Communications challenges: Intimidation in our courtrooms

IT’S nearly 70 years since Aldo Leopold wrote A Sand County Almanac. That beautiful book remains a cornerstone in contemporary thinking around our relationship with the natural world.

Communications challenges: Intimidation in our courtrooms

One of the book’s recurring themes is the end of solitude and man’s relentless encroachments on the quietest places. It is difficult to imagine how Leopold — born in 1887 — would reconcile ideas of solitude and today’s 24/7 communications tsunami.

Today, our justice system — or more correctly our system for the administration of justice — faces that very same question. 

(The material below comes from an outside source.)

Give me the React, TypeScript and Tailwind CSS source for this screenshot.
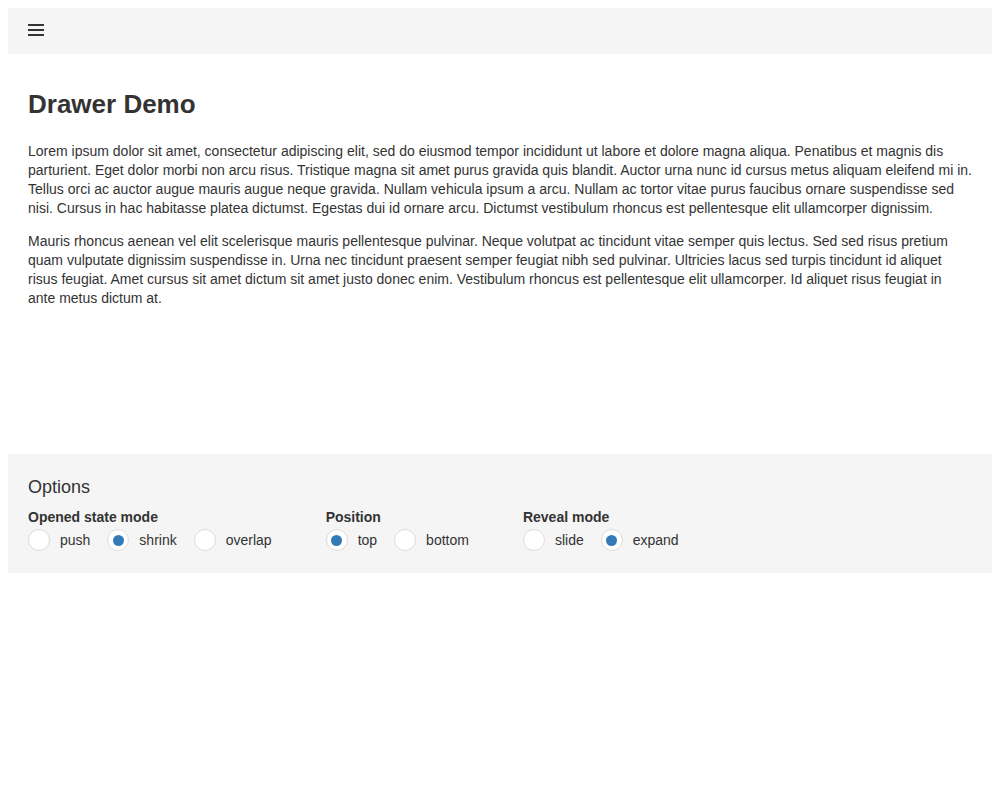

The advent of mobile phone cameras has introduced a dimension into our courtrooms that needs to be recognised if the integrity of the process, and the safety of its participants, is to be as secure as they should be.

The idea that a trial can be surreptitiously broadcast over the internet as it unfolds flies in the face of the long-established choreography that supports the hope that that the law can be majestic as well as blind. 

Today’s legislation is again unequal to unimagined challenges brought by ever-evolving communications technology but it also seems an area where concerns can be easily allayed. 

A ban on the use of mobile communications in all courtrooms unless specifically authorised might be a good opening position.

There is an urgency about this as it seems only a matter of time before an important trial collapses over this intimidatory practice.